The distance formula finds the straight-line (Euclidean) distance between two points (x₁, y₁) and (x₂, y₂) on a coordinate plane. It is d = √((x₂ − x₁)² + (y₂ − y₁)²). The formula is a direct application of the Pythagorean theorem: the horizontal difference (x₂ − x₁) and the vertical difference (y₂ − y₁) form the two legs of a right triangle, and the distance between the points is the hypotenuse. You square each difference (which also makes the result positive regardless of direction), add them, and take the square root. The order of subtraction does not matter because each difference is squared, eliminating any negative sign. The distance is always non-negative, and it is zero only when the two points are identical. This formula is foundational in geometry, computer graphics, physics, navigation, and machine learning, where 'Euclidean distance' measures how far apart two points or data vectors are. Edge cases: if the points share an x-coordinate, the distance is simply the vertical difference; if they share a y-coordinate, it is the horizontal difference. The formula extends naturally to three dimensions as √((x₂−x₁)² + (y₂−y₁)² + (z₂−z₁)²) and to any number of dimensions. Note that it measures straight-line distance, not travel distance along a path or road, which is generally longer.

How to use

Example 1 — points (0, 0) and (3, 4). Enter x₁ = 0, y₁ = 0, x₂ = 3, y₂ = 4. Distance = √((3 − 0)² + (4 − 0)²) = √(9 + 16) = √25 = 5. Verify: this is the 3-4-5 right triangle again — the legs are 3 and 4 and the distance (hypotenuse) is 5. Example 2 — points (1, 1) and (4, 5). Enter x₁ = 1, y₁ = 1, x₂ = 4, y₂ = 5. Distance = √((4 − 1)² + (5 − 1)²) = √(9 + 16) = √25 = 5. Verify: the differences are 3 and 4 again, so this segment also has length 5, even though the points are different — the distance depends only on the differences, not the absolute positions.

Frequently asked questions

How is the distance formula related to the Pythagorean theorem?

The distance formula is essentially the Pythagorean theorem applied to coordinates. The horizontal distance between the points, (x₂ − x₁), and the vertical distance, (y₂ − y₁), are the two legs of a right triangle, and the straight-line distance between the points is the hypotenuse. So d² = (x₂ − x₁)² + (y₂ − y₁)² is exactly a² + b² = c², and taking the square root gives the distance. Understanding this connection makes the formula easy to remember and reconstruct. It also explains why the differences are squared — squaring computes the leg lengths' contributions and conveniently removes any negative signs.

Does it matter which point I call point 1?

No. Because each difference is squared, the sign produced by the subtraction order disappears: (x₂ − x₁)² equals (x₁ − x₂)². So you can label the points in either order and get the same distance. This is different from the slope formula, where order consistency matters for the sign. The only rule is to pair each point's x with its own y correctly.
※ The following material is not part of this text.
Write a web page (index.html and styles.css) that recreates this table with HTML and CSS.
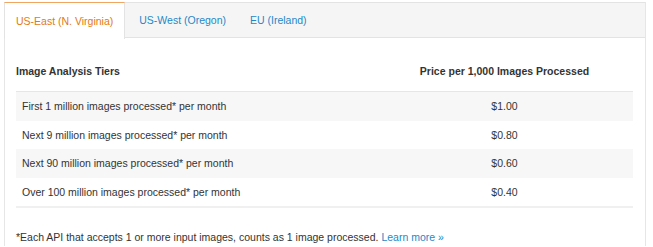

As long as you compute the horizontal and vertical differences between the same two points, the result is identical regardless of which you call first.

Can I use this for three-dimensional distances?

Yes, the concept extends naturally. In three dimensions, the distance between (x₁, y₁, z₁) and (x₂, y₂, z₂) is √((x₂ − x₁)² + (y₂ − y₁)² + (z₂ − z₁)²) — you simply add a third squared difference under the root. The same pattern continues into any number of dimensions, which is how 'Euclidean distance' is defined for data points in machine learning. This two-dimensional calculator handles points on a plane, so for 3D you would need to include the z-coordinates. The underlying idea, summing squared differences and taking the root, stays the same.

What is the difference between straight-line distance and travel distance?

This formula gives the straight-line, or 'as the crow flies', distance — the shortest possible path between two points across open space. Travel distance, such as driving along roads or walking around obstacles, is almost always longer because real paths are not straight. For navigation you often need the travel distance, which depends on the route, not just the endpoints. The straight-line distance is still useful as a lower bound and for many geometric and scientific purposes. Just do not mistake it for the actual distance you would travel on a map, which routing tools calculate differently.

When should I NOT use this calculator?

Do not use it when you need travel distance along a route rather than straight-line distance, since real paths are longer and depend on the road network or obstacles. It also assumes a flat coordinate plane, so it is not accurate for large distances on the curved surface of the Earth, where you would use the great-circle (haversine) distance based on latitude and longitude instead. For three-dimensional points you must include the z-coordinate, which this two-dimensional version omits. Make sure your coordinates use the same units and the same coordinate system. And remember the result is the shortest possible distance, not necessarily a meaningful one for a physical journey.